A guarded girl has learned the hardest lesson of all: Monsters don't leave just because you tell them too. Some villains have no qualms about staying uninvited.

Don’t expect a guarded girl to frivolously open her doors just because YOU know you’re a good person. Actions speak far louder than sweet words, a clean bill of history and solid reputation.

She’s not cold; she’s been burned.

My first romantic partner once referred to me as The Ice Queen. “Ice Queen” may sound pretty as it trickles off the tongue — but even my disillusioned teenage self knew it’s wasn’t a compliment.

Girls are supposed to emanate warmth; our default stance is meant to be that of an open-armed goddess, skipping across the strawberry fields, oohing and awing at everything in dear sight.

We're supposed to be wiping hot mascara tears off our petal pink cheeks when we’re watching a tragically romantic movie in a public theater. Public displays of vulnerability are what make us GIRLS, right?

Guarded girls struggle to expose their vulnerabilities to the outer world and are relentlessly cast off as cold-blooded freaks because of it.

Just because a girl isn’t comfortable crying in public, or neglects to swan dive into the extended arms of a stranger’s hug — doesn’t mean she’s cold. In fact, it might just mean the very opposite (just because she doesn't cry in front of you, doesn't mean she doesn't cry).

If a girl didn’t feel things so deeply, there wouldn’t be a need for such a protective outer shell. When you crack open a guarded girl, you will come to find her insides aren’t sculpted from ice.

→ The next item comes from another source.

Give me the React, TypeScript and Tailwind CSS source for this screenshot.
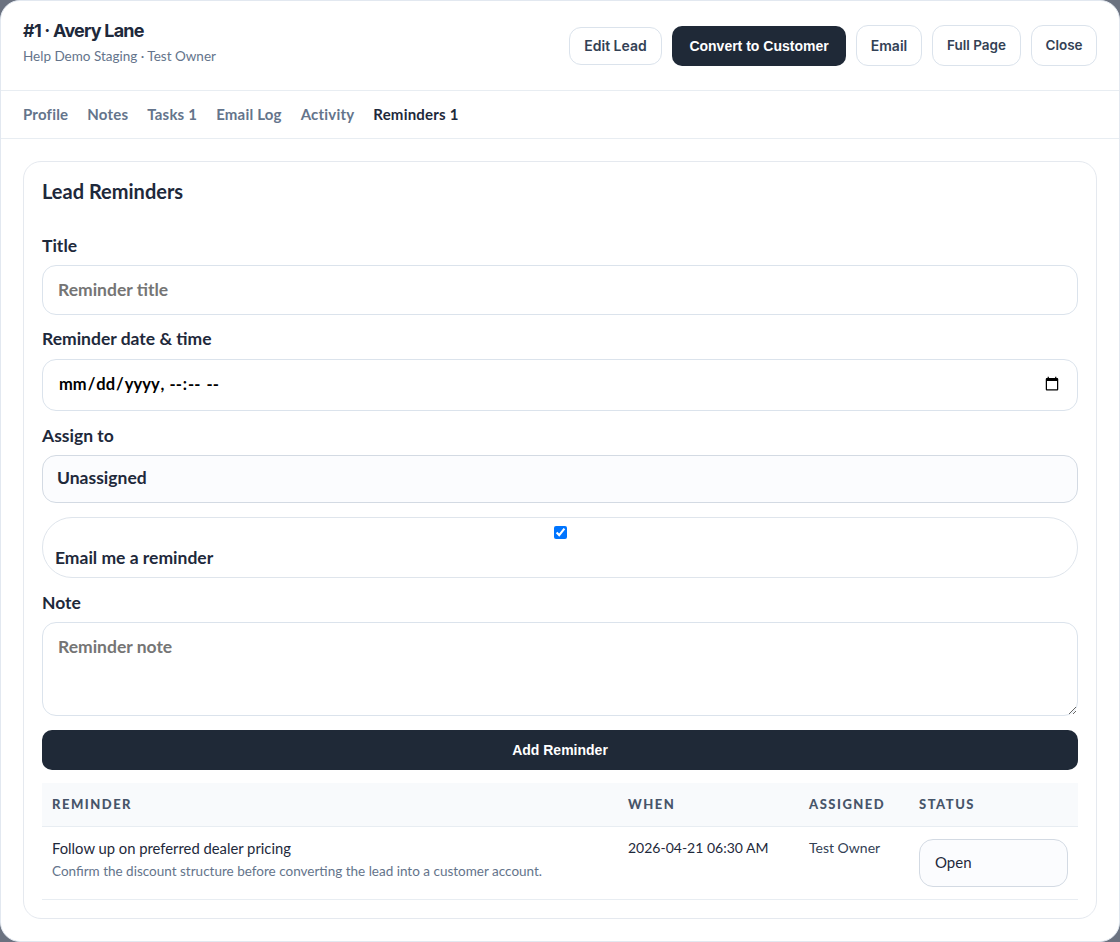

On the contrary, they’re scalding hot.

A guarded girl attains as huge a heart as any girl, and huge hearts break hard.

She isn’t bitter, she just knows better.

Guarded girls are all too often chewed up and spit out for being sour, landing on the dense cement pavement, cut up by the words "bitter bitch.” A bitch that lives her life with a life-sized chip on her shoulder.

If you dared to scratch the surface, however, you would come to find there's a world of a difference between being bitter and simply knowing better.

Just because you can whisper the right things and curl your lips into a seemingly trustworthy smile doesn’t mean your intentions are pure.

A guarded girl knows things aren’t always as they appear, and the prettiest of people can do the ugliest of things.

She wants love just as much as you do.

The most common, most intensely hurtful misconception of a guarded girl is she’s devoid of love. A guarded girl has a plethora of love brewing within her. Her love runs so deep; it’s unthinkable for her to simply give it away without care or thought.

When a guarded girl lets you into her world, she knows it’s for life. She doesn’t subscribe to the frivolity of the modern day love dynamic in which people merely link hearts just to battle through a tough winter or lonely holiday with a faceless warm body to curl into.

The most beautiful part to loving a guarded girl is this: When she lets you in, it’s not because she needs you. She stopped needing people a long time ago. It’s because she wants you. And that – that is the purest love of all.